## start

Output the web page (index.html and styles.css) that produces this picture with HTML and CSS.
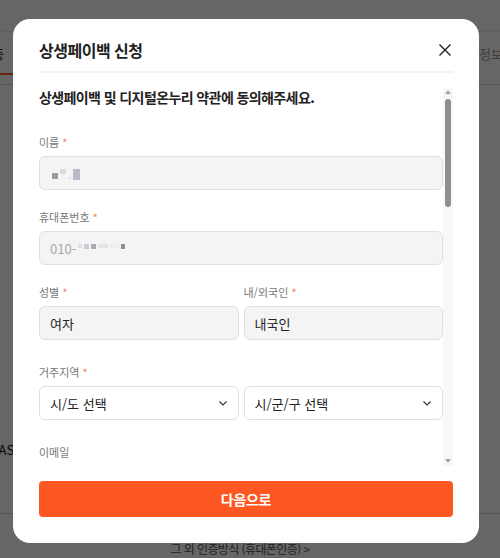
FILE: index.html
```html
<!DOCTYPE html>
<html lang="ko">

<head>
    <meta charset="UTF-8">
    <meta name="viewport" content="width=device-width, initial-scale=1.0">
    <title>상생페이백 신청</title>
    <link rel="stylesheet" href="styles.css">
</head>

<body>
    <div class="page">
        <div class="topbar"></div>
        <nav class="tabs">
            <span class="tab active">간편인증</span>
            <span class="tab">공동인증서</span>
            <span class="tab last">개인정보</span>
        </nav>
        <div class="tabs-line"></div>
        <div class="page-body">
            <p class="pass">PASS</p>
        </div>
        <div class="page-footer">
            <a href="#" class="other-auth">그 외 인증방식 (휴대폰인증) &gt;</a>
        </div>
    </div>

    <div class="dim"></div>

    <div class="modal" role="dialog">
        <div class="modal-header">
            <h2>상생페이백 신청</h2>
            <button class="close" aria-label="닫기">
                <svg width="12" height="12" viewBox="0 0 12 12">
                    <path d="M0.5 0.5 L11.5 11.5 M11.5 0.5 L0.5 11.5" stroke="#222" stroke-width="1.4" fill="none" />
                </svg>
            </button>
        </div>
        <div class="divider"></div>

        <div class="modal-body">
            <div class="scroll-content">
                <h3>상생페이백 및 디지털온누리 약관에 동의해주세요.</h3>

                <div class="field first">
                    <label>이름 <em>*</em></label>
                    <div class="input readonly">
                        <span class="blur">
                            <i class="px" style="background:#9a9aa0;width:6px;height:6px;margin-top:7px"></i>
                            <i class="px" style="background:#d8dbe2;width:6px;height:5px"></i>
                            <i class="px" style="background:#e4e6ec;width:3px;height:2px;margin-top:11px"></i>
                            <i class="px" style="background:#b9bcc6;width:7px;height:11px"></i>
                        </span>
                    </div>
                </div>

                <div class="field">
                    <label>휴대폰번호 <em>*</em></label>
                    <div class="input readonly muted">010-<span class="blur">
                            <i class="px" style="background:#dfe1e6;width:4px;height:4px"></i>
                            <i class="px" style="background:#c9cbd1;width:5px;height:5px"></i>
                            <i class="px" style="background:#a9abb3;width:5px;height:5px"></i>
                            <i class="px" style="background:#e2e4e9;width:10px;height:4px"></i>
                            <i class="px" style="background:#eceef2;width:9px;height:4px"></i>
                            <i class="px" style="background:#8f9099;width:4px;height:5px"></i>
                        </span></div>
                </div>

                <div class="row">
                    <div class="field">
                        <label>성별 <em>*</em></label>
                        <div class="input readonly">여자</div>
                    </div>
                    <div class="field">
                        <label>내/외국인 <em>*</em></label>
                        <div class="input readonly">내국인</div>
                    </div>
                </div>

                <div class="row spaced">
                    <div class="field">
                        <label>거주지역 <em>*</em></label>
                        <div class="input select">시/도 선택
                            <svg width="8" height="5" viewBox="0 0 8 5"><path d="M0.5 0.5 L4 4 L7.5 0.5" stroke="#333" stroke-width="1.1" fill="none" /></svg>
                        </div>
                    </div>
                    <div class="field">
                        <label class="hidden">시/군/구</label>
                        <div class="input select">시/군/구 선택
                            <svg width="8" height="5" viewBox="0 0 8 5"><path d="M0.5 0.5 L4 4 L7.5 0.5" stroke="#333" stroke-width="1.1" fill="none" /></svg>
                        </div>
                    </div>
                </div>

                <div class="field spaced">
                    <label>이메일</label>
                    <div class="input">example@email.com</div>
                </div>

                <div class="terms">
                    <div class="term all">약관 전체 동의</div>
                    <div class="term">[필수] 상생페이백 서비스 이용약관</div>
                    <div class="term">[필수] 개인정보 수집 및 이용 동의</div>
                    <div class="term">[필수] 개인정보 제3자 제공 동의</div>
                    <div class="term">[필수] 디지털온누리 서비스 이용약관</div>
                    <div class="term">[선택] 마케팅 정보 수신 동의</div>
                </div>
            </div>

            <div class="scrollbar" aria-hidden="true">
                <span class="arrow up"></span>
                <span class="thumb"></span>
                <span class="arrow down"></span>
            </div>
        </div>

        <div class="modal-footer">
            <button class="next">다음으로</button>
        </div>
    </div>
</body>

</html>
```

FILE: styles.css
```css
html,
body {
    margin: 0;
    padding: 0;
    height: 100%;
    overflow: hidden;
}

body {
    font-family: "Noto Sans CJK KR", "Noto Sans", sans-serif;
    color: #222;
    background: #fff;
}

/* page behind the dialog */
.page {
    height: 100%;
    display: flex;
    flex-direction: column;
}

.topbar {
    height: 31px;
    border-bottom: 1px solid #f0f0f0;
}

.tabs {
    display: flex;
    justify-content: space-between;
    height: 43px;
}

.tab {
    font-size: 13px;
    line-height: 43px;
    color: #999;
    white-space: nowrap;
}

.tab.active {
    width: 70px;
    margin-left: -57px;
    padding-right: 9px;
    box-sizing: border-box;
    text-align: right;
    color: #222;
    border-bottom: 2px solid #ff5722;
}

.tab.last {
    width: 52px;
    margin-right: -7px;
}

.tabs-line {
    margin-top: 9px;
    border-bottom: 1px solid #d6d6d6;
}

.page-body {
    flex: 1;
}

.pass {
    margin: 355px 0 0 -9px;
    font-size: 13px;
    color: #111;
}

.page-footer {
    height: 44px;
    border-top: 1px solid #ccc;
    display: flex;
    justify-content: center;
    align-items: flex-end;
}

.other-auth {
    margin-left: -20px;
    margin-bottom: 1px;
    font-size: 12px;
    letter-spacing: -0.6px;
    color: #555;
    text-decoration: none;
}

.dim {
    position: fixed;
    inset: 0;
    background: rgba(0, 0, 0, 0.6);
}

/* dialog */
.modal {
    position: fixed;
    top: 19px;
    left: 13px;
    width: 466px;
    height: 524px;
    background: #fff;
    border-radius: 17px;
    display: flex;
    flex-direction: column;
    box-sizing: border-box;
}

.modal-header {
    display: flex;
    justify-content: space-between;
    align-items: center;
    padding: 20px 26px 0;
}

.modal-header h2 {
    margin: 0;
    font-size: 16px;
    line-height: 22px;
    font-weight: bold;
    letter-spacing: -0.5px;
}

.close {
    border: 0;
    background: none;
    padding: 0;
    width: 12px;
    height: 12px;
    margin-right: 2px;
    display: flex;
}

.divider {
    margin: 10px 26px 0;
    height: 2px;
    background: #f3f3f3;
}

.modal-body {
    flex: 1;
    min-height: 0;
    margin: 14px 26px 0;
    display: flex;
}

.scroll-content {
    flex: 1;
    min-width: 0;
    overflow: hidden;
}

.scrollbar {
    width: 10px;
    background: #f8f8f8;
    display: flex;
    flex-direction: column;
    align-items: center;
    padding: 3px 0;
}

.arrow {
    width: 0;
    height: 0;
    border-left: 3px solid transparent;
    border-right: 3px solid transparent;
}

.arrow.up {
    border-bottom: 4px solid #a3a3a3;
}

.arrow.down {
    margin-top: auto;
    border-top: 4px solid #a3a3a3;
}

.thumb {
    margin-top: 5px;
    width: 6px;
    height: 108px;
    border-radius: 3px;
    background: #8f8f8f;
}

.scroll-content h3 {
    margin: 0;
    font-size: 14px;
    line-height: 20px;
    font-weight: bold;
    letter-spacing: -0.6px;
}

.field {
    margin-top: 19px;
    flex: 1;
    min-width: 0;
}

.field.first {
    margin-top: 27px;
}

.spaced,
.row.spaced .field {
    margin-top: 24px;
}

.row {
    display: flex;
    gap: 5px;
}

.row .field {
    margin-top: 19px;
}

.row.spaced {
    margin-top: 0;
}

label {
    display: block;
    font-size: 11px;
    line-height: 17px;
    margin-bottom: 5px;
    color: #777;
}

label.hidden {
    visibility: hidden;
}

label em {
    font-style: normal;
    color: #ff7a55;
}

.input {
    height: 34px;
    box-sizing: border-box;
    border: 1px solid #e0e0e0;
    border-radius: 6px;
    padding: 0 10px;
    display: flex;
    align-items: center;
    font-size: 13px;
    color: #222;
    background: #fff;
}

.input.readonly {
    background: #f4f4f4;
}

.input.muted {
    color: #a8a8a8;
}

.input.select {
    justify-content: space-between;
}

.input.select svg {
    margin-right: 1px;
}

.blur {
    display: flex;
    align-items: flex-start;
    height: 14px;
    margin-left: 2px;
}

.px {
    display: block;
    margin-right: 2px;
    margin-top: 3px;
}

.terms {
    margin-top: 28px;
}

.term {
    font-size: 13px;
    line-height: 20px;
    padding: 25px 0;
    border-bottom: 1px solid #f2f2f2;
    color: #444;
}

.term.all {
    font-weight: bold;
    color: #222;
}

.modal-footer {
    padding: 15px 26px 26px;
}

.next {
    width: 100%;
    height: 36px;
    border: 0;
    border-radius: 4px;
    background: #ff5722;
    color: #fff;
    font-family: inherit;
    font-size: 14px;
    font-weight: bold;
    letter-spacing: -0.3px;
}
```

## end
## start

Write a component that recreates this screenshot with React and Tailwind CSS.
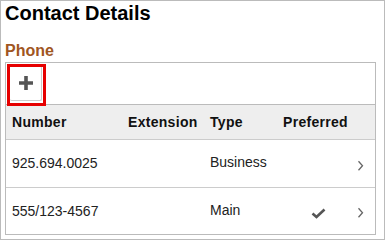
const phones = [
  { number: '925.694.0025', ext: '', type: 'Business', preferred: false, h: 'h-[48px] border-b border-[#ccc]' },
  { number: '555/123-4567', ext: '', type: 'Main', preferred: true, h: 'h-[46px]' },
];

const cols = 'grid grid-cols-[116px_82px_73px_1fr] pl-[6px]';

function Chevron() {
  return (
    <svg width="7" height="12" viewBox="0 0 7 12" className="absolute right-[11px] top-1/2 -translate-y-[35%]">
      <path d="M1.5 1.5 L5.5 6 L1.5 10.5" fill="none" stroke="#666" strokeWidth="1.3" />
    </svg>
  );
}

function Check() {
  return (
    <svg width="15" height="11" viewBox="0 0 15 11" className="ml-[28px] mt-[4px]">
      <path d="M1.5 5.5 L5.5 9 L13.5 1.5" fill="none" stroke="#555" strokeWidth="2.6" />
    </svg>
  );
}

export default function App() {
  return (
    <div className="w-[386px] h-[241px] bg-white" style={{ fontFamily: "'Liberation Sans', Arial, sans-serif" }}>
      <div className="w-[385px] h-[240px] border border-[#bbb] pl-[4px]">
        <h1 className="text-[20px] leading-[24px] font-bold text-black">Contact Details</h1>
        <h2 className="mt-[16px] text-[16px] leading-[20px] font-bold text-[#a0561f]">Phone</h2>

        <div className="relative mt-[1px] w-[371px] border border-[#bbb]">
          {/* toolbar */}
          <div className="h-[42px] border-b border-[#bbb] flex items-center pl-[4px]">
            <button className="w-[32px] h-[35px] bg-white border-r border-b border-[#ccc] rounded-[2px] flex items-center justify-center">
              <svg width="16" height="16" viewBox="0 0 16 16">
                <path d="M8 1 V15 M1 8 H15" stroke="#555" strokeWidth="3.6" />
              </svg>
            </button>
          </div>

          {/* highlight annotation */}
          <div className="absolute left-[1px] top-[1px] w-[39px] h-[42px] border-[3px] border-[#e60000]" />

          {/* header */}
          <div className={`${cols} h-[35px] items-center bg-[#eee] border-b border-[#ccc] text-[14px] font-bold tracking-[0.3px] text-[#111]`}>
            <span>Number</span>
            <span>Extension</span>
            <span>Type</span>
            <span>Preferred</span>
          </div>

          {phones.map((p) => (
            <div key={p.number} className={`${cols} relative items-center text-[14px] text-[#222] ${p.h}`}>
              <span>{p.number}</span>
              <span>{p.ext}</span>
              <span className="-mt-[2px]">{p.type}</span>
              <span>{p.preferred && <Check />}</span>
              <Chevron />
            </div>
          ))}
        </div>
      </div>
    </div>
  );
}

## end
## start

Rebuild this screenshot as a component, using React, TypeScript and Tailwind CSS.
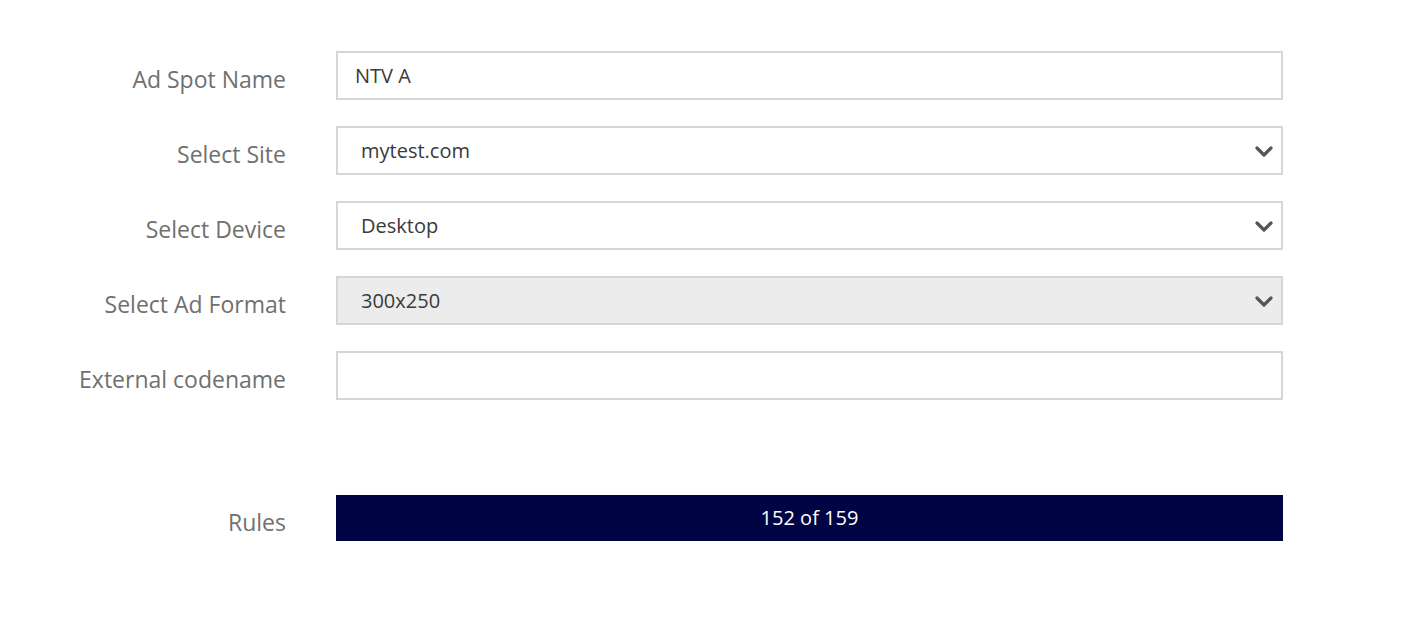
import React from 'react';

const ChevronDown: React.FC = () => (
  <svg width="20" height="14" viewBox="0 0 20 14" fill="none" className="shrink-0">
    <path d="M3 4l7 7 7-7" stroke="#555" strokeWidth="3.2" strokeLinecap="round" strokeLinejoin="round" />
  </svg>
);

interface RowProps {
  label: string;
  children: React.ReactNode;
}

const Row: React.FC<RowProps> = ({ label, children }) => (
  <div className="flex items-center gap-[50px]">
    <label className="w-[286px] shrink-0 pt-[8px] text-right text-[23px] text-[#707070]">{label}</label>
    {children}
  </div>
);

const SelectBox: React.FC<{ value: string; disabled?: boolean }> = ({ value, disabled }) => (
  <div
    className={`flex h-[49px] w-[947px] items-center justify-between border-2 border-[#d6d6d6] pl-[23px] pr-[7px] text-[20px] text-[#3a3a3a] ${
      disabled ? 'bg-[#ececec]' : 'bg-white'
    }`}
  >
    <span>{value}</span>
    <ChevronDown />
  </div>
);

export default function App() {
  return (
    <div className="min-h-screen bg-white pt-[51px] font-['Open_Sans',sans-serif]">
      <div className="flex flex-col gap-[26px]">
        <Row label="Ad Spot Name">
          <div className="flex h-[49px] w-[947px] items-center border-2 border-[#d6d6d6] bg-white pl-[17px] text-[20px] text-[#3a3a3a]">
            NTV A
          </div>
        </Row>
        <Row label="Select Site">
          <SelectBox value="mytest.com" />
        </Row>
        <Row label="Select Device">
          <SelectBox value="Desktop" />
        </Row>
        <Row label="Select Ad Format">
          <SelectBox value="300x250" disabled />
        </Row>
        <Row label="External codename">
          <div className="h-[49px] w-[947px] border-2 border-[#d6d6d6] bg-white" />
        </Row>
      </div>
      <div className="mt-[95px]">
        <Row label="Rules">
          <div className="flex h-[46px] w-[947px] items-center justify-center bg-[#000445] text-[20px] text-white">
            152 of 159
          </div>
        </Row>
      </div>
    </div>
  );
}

## end

## THE REQUEST
The first line to give again is the one with "Write a component", and the last is the one with "const cols = 'grid". Repeat them and everything between exactly, minus the pictures.

## ANSWER TO THE TASK
Write a component that recreates this screenshot with React and Tailwind CSS.
const phones = [
  { number: '925.694.0025', ext: '', type: 'Business', preferred: false, h: 'h-[48px] border-b border-[#ccc]' },
  { number: '555/123-4567', ext: '', type: 'Main', preferred: true, h: 'h-[46px]' },
];

const cols = 'grid grid-cols-[116px_82px_73px_1fr] pl-[6px]';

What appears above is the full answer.